Interesting. I have always be told you want as close to 1:1 as you can get with calcium never going over. 1.7. Food for thought though. I really like there the raw boost lines but, they have no listing of what the ratio is at all on any of those. Hopefully they can clear that up when they return my email. I do not like that the rabbit is outsourced to china, I would rather it be here or Canada. Thanks for showing me them though. There are so many brands to choose from. I am still open to any more suggestions. Thanks.

Lindsay


----------



## lindsay1126 (May 18, 2013)

So I was just told by my vet not to eliminate chicken or grains until he is older and that it could be just a small side product of something Fromm uses. She said that Fromm is a great food but I should try other foods with chicken and/or grains in them until I find something that he likes and doesn't cause him to itch. So I have been looking at prices and I can afford the Orijen adult or LBP if I push my limits. I have heard mixed reviews on LBP foods. My vet said as long as calcium/phos ratio was in range that it was good. So now I have Orijen LBP, Orijen adult, Acana pacifica or Natures variety instinct rabbit or their prairie LBP. What are opinions or concerns on any of these. Thanks.


----------



## Momto2GSDs (Mar 22, 2012)

lindsay1126 said:


> So I was just told by my vet not to eliminate chicken or grains until he is older and that it could be just a small side product of something Fromm uses. She said that Fromm is a great food but I should try other foods with chicken and/or grains in them until I find something that he likes and doesn't cause him to itch. So I have been looking at prices and I can afford the Orijen adult or LBP if I push my limits. I have heard mixed reviews on LBP foods. My vet said as long as calcium/phos ratio was in range that it was good. So now I have Orijen LBP, Orijen adult, Acana pacifica or Natures variety instinct rabbit or their prairie LBP. What are opinions or concerns on any of these. Thanks.

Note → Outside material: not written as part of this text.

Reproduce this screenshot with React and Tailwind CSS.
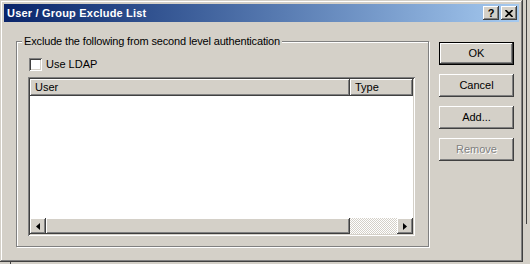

Besides the Honest Kitchen I feed when I run out of raw food, I keep a bag of Orijen in the freezer for emergencies, so out of your list, Orijen would be my first choice. All of this, of course, is IMHO and experience with helping other dogs and what works for them. The problem I see with Orijen is that is gives "Some" dogs loose stool! Thing is that you wouldn't know until you actually tried it on Samson! So I would buy a small bag.
Their sister company is Acana, so that would personally be my next choice, and then Nature's Variety. Sorry, I don't agree with your vet so I would still go with a Non Grain, just in case it is the grains that he is sensitive to. No grains in his treats either or you won't know for sure. Chicken is a toss up.....some dogs sensitive to it....some not so you'll just have to observe him to see if it bother's him. 
Don't forget that whichever food you choose, you need to wean him off of his current food on to the new food slowly so as not to cause a gut upset.
Feel free to pm me if you want to discuss in detail!
Moms


----------



## lindsay1126 (May 18, 2013)

I am leaning towards Orijen too. How long should the transition take? How will I know if it does not mix with him or if it is the transition? Would you use bp or adult? I can't wait to start him on raw in the future, I know its the best. Could I give him a RBM occasionally just to keep his teeth nice and clean until I can do raw all the time?


----------



## lindsay1126 (May 18, 2013)

So I went with Acana chicken & burbank potato. Though it is not grain free it is only single grain which is steel cut oats and not rice(which is what fromms uses) It was a much better price only $54 for 28.6 lbs and I get 10%off at my local store for being military. She said if it did not mix with him to bring it back and they would exchange it. How would you recommend that I switch over. I have only had to do it once and I had to cold turkey bc I didn't have very much the breeder gave me and I couldn't find it locally. I feed him 4 cups a day (2cups twice daily) so I was thinking a 1.5c of fromm and .5 cup of acana for few days and gradually move up acana while lowering fromm. I also have some pumpkin I was going to add to while doing the change. Does that sound good to everyone? Does anyone have experience with this Acana line? One of the things I love about Fromm is that there is very minimal shedding. From anyone's experience is that the same for Acana? Thanks.


----------



## Momto2GSDs (Mar 22, 2012)

Yes, you can give Samson RMB just for short periods at first so that he doesn't get diarrhea. 

I don't know how strong his stomach is (each dog is different) so I may start with 1/4th cup for a couple of feedings and work up if no loose stools.

Good Luck!


----------



## lindsay1126 (May 18, 2013)

Well so far the first feeding went great! He actually gobbled up the food ( I put Acana on top) He has not pooped yet so we shall see. Thanks for everyone's help.


----------